La realidad a día de hoy, y desde hace ya bastantes décadas, es que muchos católicos son engañados -con culpa de su parte- por los falsos maestros que la propia Iglesia permite que hagan su labor destructora desde dentro. Es más, quienes nos dedicamos a intentar que se cumpla la enseñanza apostólica, pidiendo que se expulse a los herejes de la comunión eclesial, tenemos que ver como se nos acusa de ser precisamente nosotros los que causamos división. Salvando las distancias, es como si a aquel que denuncia una violación se le acusa de provocar la violencia sexual, mientras se pasa la mano por el lomo del que ha abusado de una mujer inocente. Esa mujer es la Iglesia, esposada con Cristo, que es violada constantemente por los que la quieren convertir en una ramera que se echa en manos del mundo, del ídolo de lo políticamente correcto, del error y de la inmoralidad. En frente vemos a un Papa desesperado y angustiado ante el pecado, que se dedica a señalar el error y a marcar el camino a seguir, pero sin que parezca que tenga autoridad alguna -efectiva, no meramente nominal- para limpiar la Iglesia de tanta bazofia doctrinal y moral.
Y es que, efectivamente, mientras que la mayoría del resto de obispos del mundo sigan mano sobre mano y permitan en sus respectivas diócesis que los que causan división vivan como si tal cosa, poco puede hacer el Santo Padre. Es más, algunos prelados, como ocurre con los austriacos con el cardenal Schönborn a la cabeza, no sólo no hacen lo que tienen que hacer sino que se dedican a complicarle el pontificado a Benedicto XVI. El Papa alemán, al que muchos han querido presentar como una especie de pit bull violento, es en realidad un alma bendita a la que se ve que le duele mucho tener que hacer uso de la disciplina con los que causan divisiones. Supongo que teme que la Iglesia se parta en mil pedazos. Pero la realidad es que la Iglesia ya está dividida y desangrándose por sus heridas. Es obvio que un gran número de fieles estamos con Pedro, fundamento de la unidad de nuestra Iglesia. Y que se lo demostramos allá donde el Santo Padre se hace presente. Lo hemos visto en Portugal. Lo hemos visto el pasado domingo en Roma. Pero con eso no basta. Los enemigos de la fe y de la Iglesia siguen campando a sus anchas por las iglesias locales de todo el mundo.

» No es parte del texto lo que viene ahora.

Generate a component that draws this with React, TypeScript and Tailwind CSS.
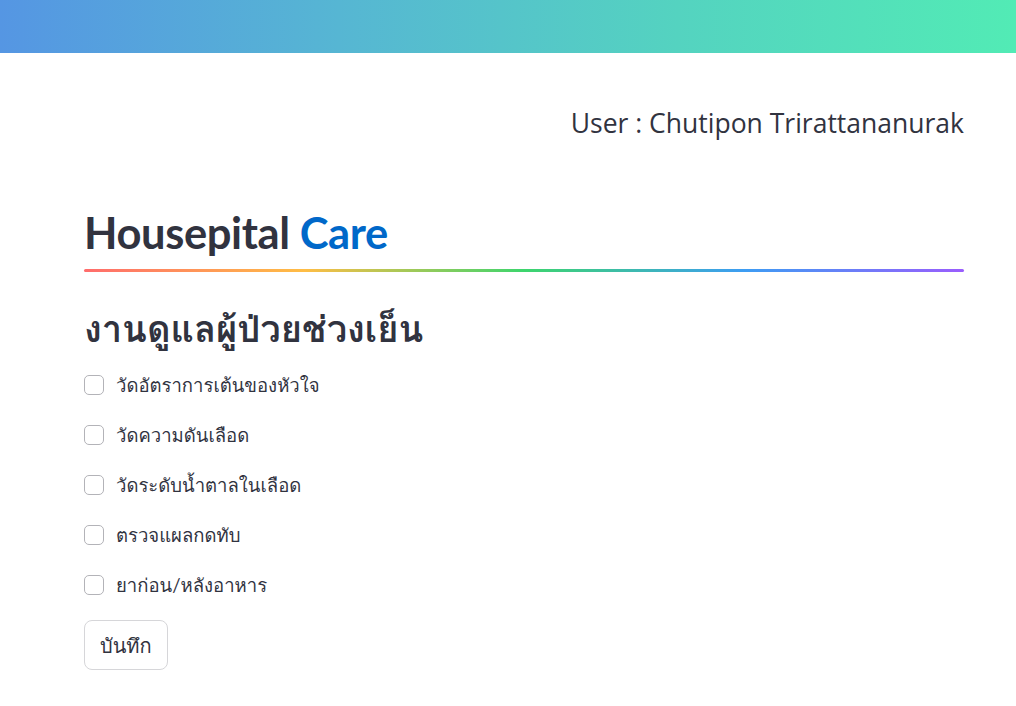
import React from "react";

const items = [
  "วัดอัตราการเต้นของหัวใจ",
  "วัดความดันเลือด",
  "วัดระดับน้ำตาลในเลือด",
  "ตรวจแผลกดทับ",
  "ยาก่อน/หลังอาหาร",
];

const thaiStack =
  'Lato, Loma, Garuda, "Noto Sans Thai Looped", Sarabun, Tahoma, Waree, Umpush, "Noto Sans Thai", "Noto Sans", sans-serif';

export default function App() {
  return (
    <div className="min-h-[706px] w-full bg-white text-[#31333f]" style={{ fontFamily: thaiStack }}>
      <div className="h-[53px] w-full bg-[linear-gradient(to_right,#5596e3,#56b6d3,#54d3c0,#52ebb5)]" />
      <div className="w-[880px] ml-[84px]">
        <div className="flex justify-end pt-[50px]">
          <p className="text-[26.5px] leading-[40px] font-['Open_Sans',sans-serif]">
            User : Chutipon Trirattananurak
          </p>
        </div>
        <h1 className="mt-[59px] text-[43.5px] leading-[60px] font-bold tracking-[-0.4px]">
          Housepital <span className="text-[#0068c9]">Care</span>
        </h1>
        <div className="mt-[7px] h-[3px] rounded-full bg-[linear-gradient(to_right,#ff6c6c,#ffbd45,#3dd56d,#3d9df3,#9a5dfd)]" />
        <h2 className="mt-[34px] text-[36.3px] leading-[44px] font-bold">งานดูแลผู้ป่วยช่วงเย็น</h2>
        <div className="mt-[10px] flex flex-col">
          {items.map((t) => (
            <label key={t} className="flex items-center h-[50px] gap-[12px]">
              <span className="w-[20px] h-[20px] rounded-[5px] border border-[#b3b3b8] bg-white shrink-0" />
              <span className="text-[18.5px] leading-[26px]">{t}</span>
            </label>
          ))}
        </div>
        <button className="mt-[10px] h-[50px] px-[15px] rounded-[8px] border border-[#d6d6d9] bg-white text-[20px]">
          บันทึก
        </button>
      </div>
    </div>
  );
}
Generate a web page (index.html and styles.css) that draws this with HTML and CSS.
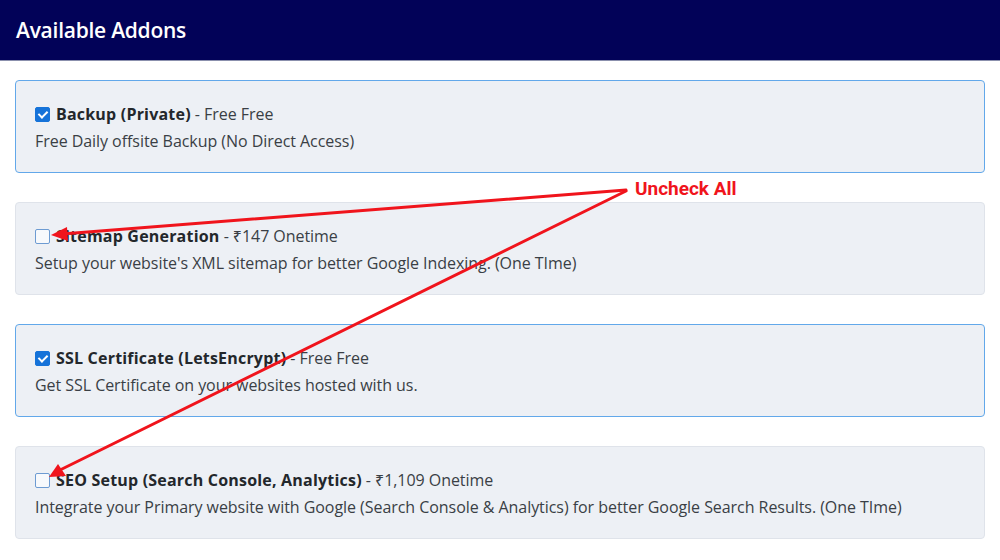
FILE: index.html
```html
<!DOCTYPE html>
<html lang="en">
<head>
    <meta charset="UTF-8">
    <meta name="viewport" content="width=device-width, initial-scale=1.0">
    <title>Available Addons</title>
    <link rel="stylesheet" href="styles.css">
</head>
<body>
    <header class="topbar">
        <h1>Available Addons</h1>
    </header>

    <main class="addons">
        <label class="addon selected">
            <span class="addon-title">
                <span class="box checked"></span>
                <strong>Backup (Private)</strong>&nbsp;- Free Free
            </span>
            <span class="addon-desc">Free Daily offsite Backup (No Direct Access)</span>
        </label>

        <label class="addon">
            <span class="addon-title">
                <span class="box"></span>
                <strong>Sitemap Generation</strong>&nbsp;- ₹147 Onetime
            </span>
            <span class="addon-desc">Setup your website's XML sitemap for better Google Indexing. (One TIme)</span>
        </label>

        <label class="addon selected">
            <span class="addon-title">
                <span class="box checked"></span>
                <strong>SSL Certificate (LetsEncrypt)</strong>&nbsp;- Free Free
            </span>
            <span class="addon-desc">Get SSL Certificate on your websites hosted with us.</span>
        </label>

        <label class="addon">
            <span class="addon-title">
                <span class="box"></span>
                <strong>SEO Setup (Search Console, Analytics)</strong>&nbsp;- ₹1,109 Onetime
            </span>
            <span class="addon-desc">Integrate your Primary website with Google (Search Console &amp; Analytics) for better Google Search Results. (One TIme)</span>
        </label>
    </main>

    <!-- annotation drawn over the page -->
    <div class="note">Uncheck All</div>
    <svg class="arrows" width="1000" height="560" viewBox="0 0 1000 560">
        <g stroke="#f0141c" stroke-width="3" fill="none" stroke-linecap="round">
            <line x1="626" y1="190" x2="62" y2="234"/>
            <line x1="626" y1="191" x2="60" y2="470"/>
        </g>
        <g fill="#f0141c">
            <polygon points="51,235 67,227 68,241"/>
            <polygon points="49,477 58,464 66,476"/>
        </g>
    </svg>
</body>
</html>
```

FILE: styles.css
```css
body {
    margin: 0;
    font-family: "Open Sans", "Noto Sans", Arial, sans-serif;
    background: #fff;
    color: #3a3f45;
}
.topbar {
    height: 60px;
    background-color: #020258;
    border-bottom: 1px solid #8b90ad;
    display: flex;
    align-items: center;
    padding: 0 16px;
}
.topbar h1 {
    margin: 0 0 1px;
    color: #fff;
    font-size: 21px;
    font-weight: 600;
    letter-spacing: -0.25px;
}
.addons {
    display: flex;
    flex-direction: column;
    gap: 29px;
    padding: 19px 15px 0;
}
.addon {
    display: flex;
    flex-direction: column;
    height: 93px;
    box-sizing: border-box;
    padding: 20px 19px 0;
    background-color: #edf0f5;
    border: 1px solid #dfe3ea;
    border-radius: 4px;
    font-size: 16px;
    line-height: 27px;
    letter-spacing: -0.05px;
}
.addon.selected {
    border-color: #62a8ea;
}
.addon-title {
    display: flex;
    align-items: center;
}
.addon-title strong {
    font-weight: 700;
    color: #23272b;
    letter-spacing: 0.2px;
}
.box {
    width: 15px;
    height: 15px;
    box-sizing: border-box;
    border: 1.5px solid #6d9bd2;
    border-radius: 2px;
    background: #f7f9fc;
    margin-right: 6px;
    position: relative;
}
.box.checked {
    background: #1673d9;
    border-color: #1673d9;
}
.box.checked::after {
    content: "";
    position: absolute;
    left: 3.5px;
    top: 1px;
    width: 4px;
    height: 7px;
    border: solid #fff;
    border-width: 0 2px 2px 0;
    transform: rotate(45deg);
}
.note {
    position: absolute;
    left: 635px;
    top: 177px;
    color: #f0141c;
    font-family: Roboto, Arial, sans-serif;
    font-weight: 700;
    font-size: 19px;
}
.arrows {
    position: absolute;
    left: 0;
    top: 0;
    pointer-events: none;
}
```
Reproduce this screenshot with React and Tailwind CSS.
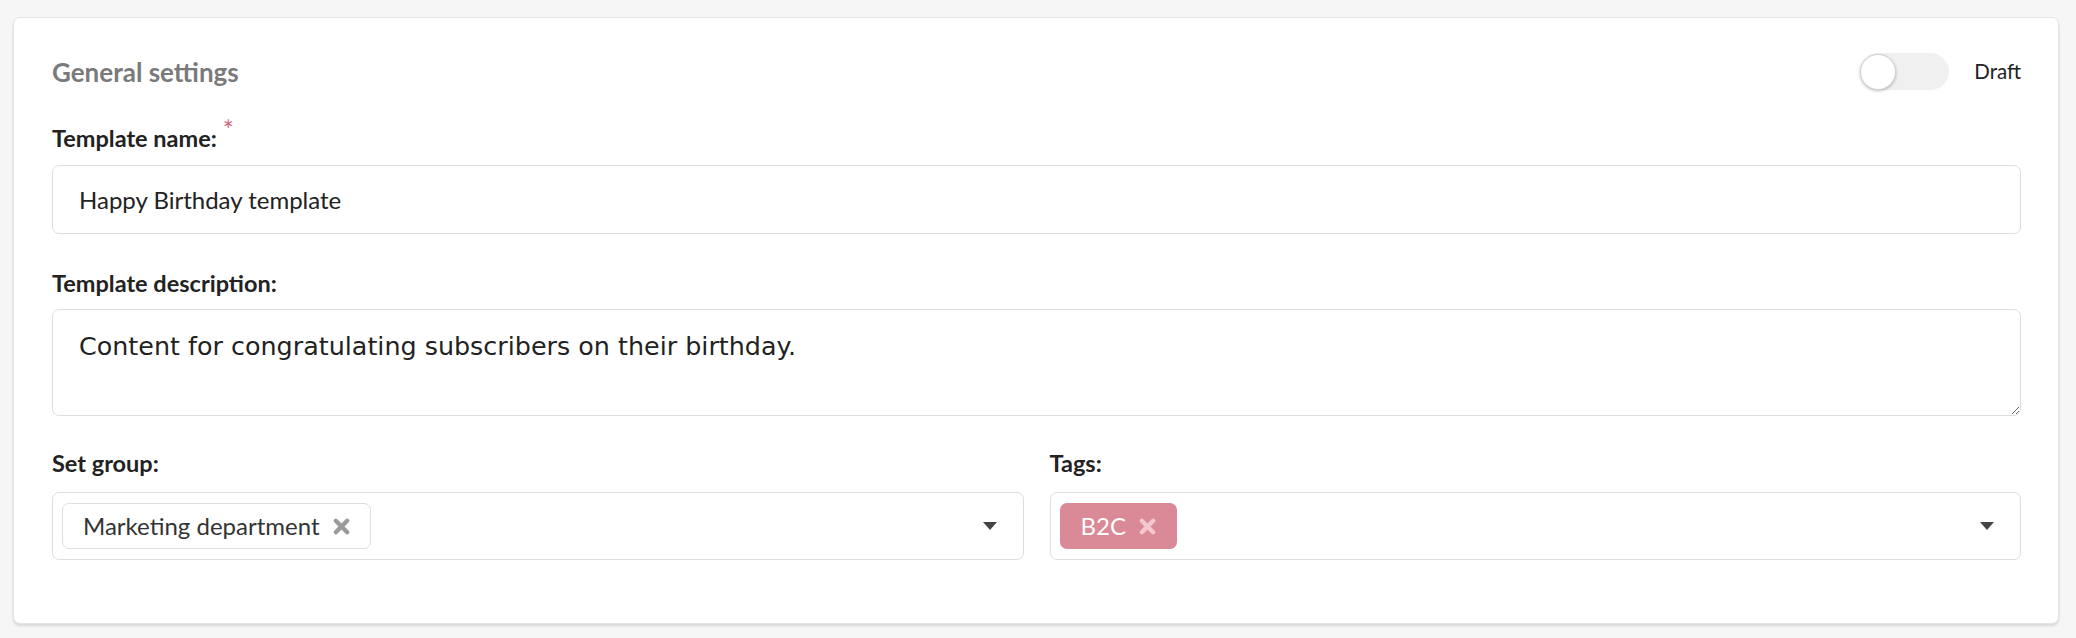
import React, { useState } from 'react';

const font = { fontFamily: 'Lato, "Open Sans", sans-serif' };

const TimesIcon = ({ className }) => (
  <svg viewBox="0 0 20 20" className={className} fill="none" stroke="currentColor" strokeWidth="4.6" strokeLinecap="round">
    <path d="M4 4 L16 16 M16 4 L4 16" />
  </svg>
);

const Caret = () => (
  <svg viewBox="0 0 14 8" className="w-[14px] h-[8px] text-[#444]" fill="currentColor">
    <path d="M0 0 H14 L7 8 Z" />
  </svg>
);

const Field = ({ label, required, children }) => (
  <div>
    <div className="flex items-start h-[30px] text-[23.5px] leading-[30px] font-bold text-[#222]">
      {label}
      {required && <span className="ml-[6px] text-[#d4657a] text-[26px] leading-[26px] -mt-[6px] font-normal">*</span>}
    </div>
    {children}
  </div>
);

const MultiSelect = ({ children }) => (
  <div className="mt-[14px] h-[68px] flex items-center justify-between border border-[#dedede] rounded-[7px] bg-white pl-[9px] pr-[26px]">
    <div className="flex items-center">{children}</div>
    <Caret />
  </div>
);

export default function App() {
  const [draft, setDraft] = useState(false);

  return (
    <div className="min-h-[638px] bg-[#f6f6f6] pt-[17px] pl-[13px] pr-[17px] pb-[15px]" style={font}>
      <div className="bg-white rounded-[7px] border border-[#e4e4e4] shadow-[0_2px_3px_rgba(0,0,0,0.12)] pt-[35px] pl-[38px] pr-[37px] pb-[63px]">
        <div className="flex items-center justify-between h-[37px]">
          <h2 className="text-[26px] font-bold text-[#7a7a7a] leading-none">General settings</h2>
          <div className="flex items-center gap-[25px]">
            <button
              onClick={() => setDraft(!draft)}
              className={`relative w-[89px] h-[37px] rounded-full ${draft ? 'bg-[#da8a96]' : 'bg-[#f0f0f0]'}`}
            >
              <span
                className={`absolute top-[0.5px] ${draft ? 'left-[53px]' : 'left-0'} w-[36px] h-[36px] rounded-full bg-white border border-[#d4d4d4] shadow-[0_1px_3px_rgba(0,0,0,0.25)]`}
              />
            </button>
            <span className="text-[20.5px] text-[#222]">Draft</span>
          </div>
        </div>

        <div className="mt-[33px]">
          <Field label="Template name:" required>
            <div className="mt-[12px] h-[69px] flex items-center border border-[#dedede] rounded-[7px] px-[26px] text-[24px] text-[#222]">
              Happy Birthday template
            </div>
          </Field>
        </div>

        <div className="mt-[34px]">
          <Field label="Template description:">
            <textarea
              defaultValue="Content for congratulating subscribers on their birthday."
              className="mt-[11px] block w-full h-[107px] border border-[#dedede] rounded-[7px] px-[26px] pt-[17px] text-[25.4px] text-[#222] outline-none"
              style={{ fontFamily: '"DejaVu Sans", sans-serif' }}
            />
          </Field>
        </div>

        <div className="mt-[32px] grid grid-cols-2 gap-[26px]">
          <Field label="Set group:">
            <MultiSelect>
              <span className="h-[46px] flex items-center gap-[12px] border border-[#dedede] rounded-[7px] pl-[20px] pr-[19px] text-[24px] text-[#333]">
                Marketing department
                <TimesIcon className="w-[19px] h-[19px] text-[#9a9a9a]" />
              </span>
            </MultiSelect>
          </Field>
          <Field label="Tags:">
            <MultiSelect>
              <span className="h-[46px] flex items-center gap-[12px] rounded-[7px] bg-[#da8a96] pl-[21px] pr-[20px] text-[24px] text-white">
                B2C
                <TimesIcon className="w-[19px] h-[19px] text-[#f3c9cf]" />
              </span>
            </MultiSelect>
          </Field>
        </div>
      </div>
    </div>
  );
}
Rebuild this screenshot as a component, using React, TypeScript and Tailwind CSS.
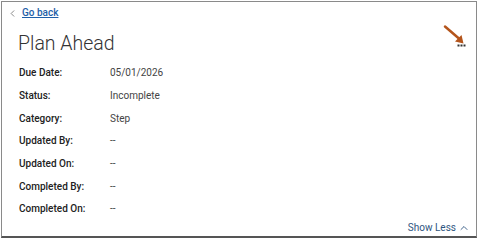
import { ChevronLeft, ChevronUp } from "lucide-react";

const rows = [
  { label: "Due Date:", value: "05/01/2026" },
  { label: "Status:", value: "Incomplete" },
  { label: "Category:", value: "Step" },
  { label: "Updated By:", value: "--" },
  { label: "Updated On:", value: "--" },
  { label: "Completed By:", value: "--" },
  { label: "Completed On:", value: "--" },
];

export default function App() {
  return (
    <div className="w-[480px] h-[242px] bg-white p-px font-['Roboto',sans-serif]">
      <div className="relative h-[237px] w-[476px] border border-[#8a8a8a] border-b-2 border-b-[#555] bg-white">
        <a href="#" className="flex items-center gap-[4px] pl-[5px] pt-[4px] text-[10px] font-medium leading-[14px] text-[#1f5fa8] underline">
          <ChevronLeft size={11} strokeWidth={1.5} className="text-[#555]" />
          Go back
        </a>
        <h1 className="pl-[16px] pt-[12px] text-[19.5px] font-light leading-[24px] text-[#333]">Plan Ahead</h1>
        <div className="pl-[17px] pt-[6px]">
          {rows.map((r) => (
            <div key={r.label} className="flex h-[22.7px] items-center text-[10px] leading-[14px]">
              <span className="w-[91px] font-medium text-[#222]">{r.label}</span>
              <span className="text-[#444]">{r.value}</span>
            </div>
          ))}
        </div>
        <div className="absolute left-[439px] top-[21px]">
          <svg width="30" height="26" viewBox="0 0 30 26">
            <path d="M4 3.5 L18.5 16" stroke="#b4551c" strokeWidth="2.5" strokeLinecap="round" />
            <path d="M14 18.5 L22.5 20.5 L20.5 12 Z" fill="#b4551c" />
            <rect x="16.5" y="21.5" width="2" height="2" fill="#333" />
            <rect x="19.5" y="21.5" width="2" height="2" fill="#333" />
            <rect x="22.5" y="21.5" width="2" height="2" fill="#333" />
          </svg>
        </div>
        <div className="absolute bottom-[1px] right-[6px] flex items-center gap-[2px] text-[10px] leading-[14px] text-[#2e5580]">
          Show Less
          <ChevronUp size={12} strokeWidth={1.8} />
        </div>
      </div>
    </div>
  );
}
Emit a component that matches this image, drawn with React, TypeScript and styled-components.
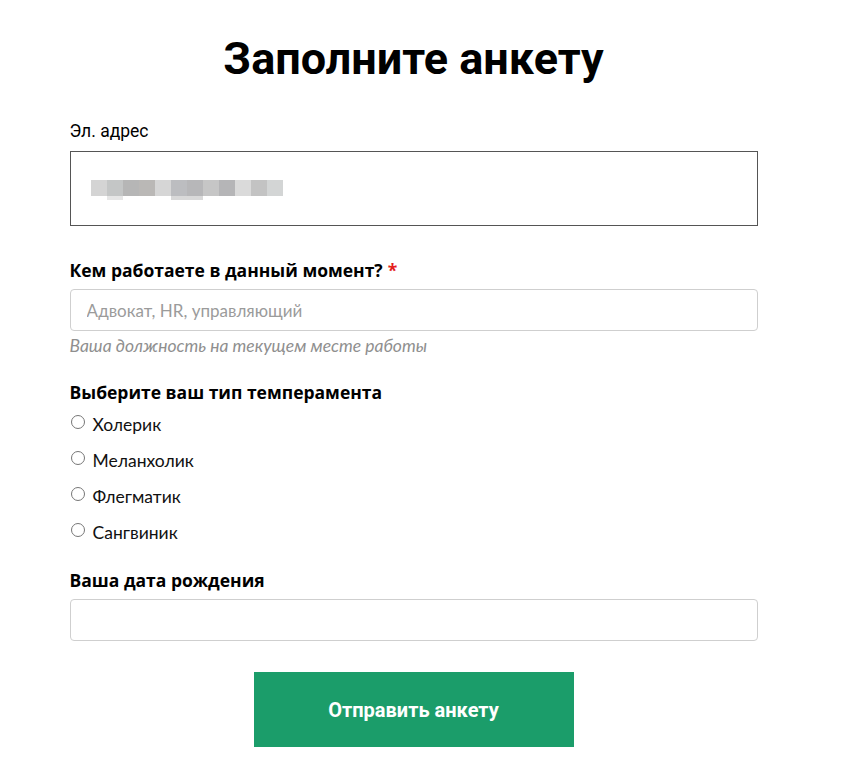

Nuestro querido blogger Bruno ha diseccionado hoy un artículo de un sacerdote jesuita chileno, que representa bien ese tipo de anti-iglesia con la que hay que acabar antes de que ellos acaben con la Iglesia. Bruno le pone al jesuita los puntos sobre las íes. Pero, señores míos, Bruno es un seglar. No tiene autoridad eclesial alguna para actuar en consecuencia y cumplir lo que San Pablo mandó hacer a Tito: “Al que cause divisiones, después de una y otra amonestación, rehúyele” (Tit 3,10). Son los superiores de la Compañía de Jesús, obligados si es menester por los obispos chilenos, quienes deben de retirar de la comunión eclesial a un tipo que prostituye el Concilio Vaticano II para proponer un modelo de Iglesia y de doctrina católica que se da de tortas con lo que la Iglesia lleva siendo desde que fue fundada por Cristo sobre la confesión y la persona de Pedro. Y conste que ese jesuita es solo un ejemplo más. Como él hay muchos.
Llevo mucho tiempo diciendo que la Iglesia vive una situación de cisma de facto. Es evidente que a nadie le gustan los cismas, pero en mi opinión el cisma soterrado es mucho peor que el cisma abierto. En el cisma abierto, los fieles pueden “optar” a quién seguir. Puede permanecer en comunión con Pedro o irse con los que se alejan del rebaño. En el cisma soterrado, la confusión está a la orden del día. Muchos viven como católicos sin profesar la fe de la Iglesia y se ven alentados por sacerdotes, teólogos e incluso obispos. Así no podemos seguir por mucho más tiempo. Cuanto antes se coja el toro por los cuernos, antes evitaremos que nos siga dando cornadas. Reforma o Apostasía. Catolicismo o marasmo liberal pseudoprotestante. Es hora de gestos públicos, claros, notorios y contundentes. Lo que se está haciendo con el error del tratamiento dado a los escándalos sexuales, ha de hacerse con el error del tratamiento dado a los escándalos doctrinales de aquellos obispos, sacerdotes, religiosos y teólogos que le hacen el juego sucio a Satanás en su guerra contra la Esposa de Cristo.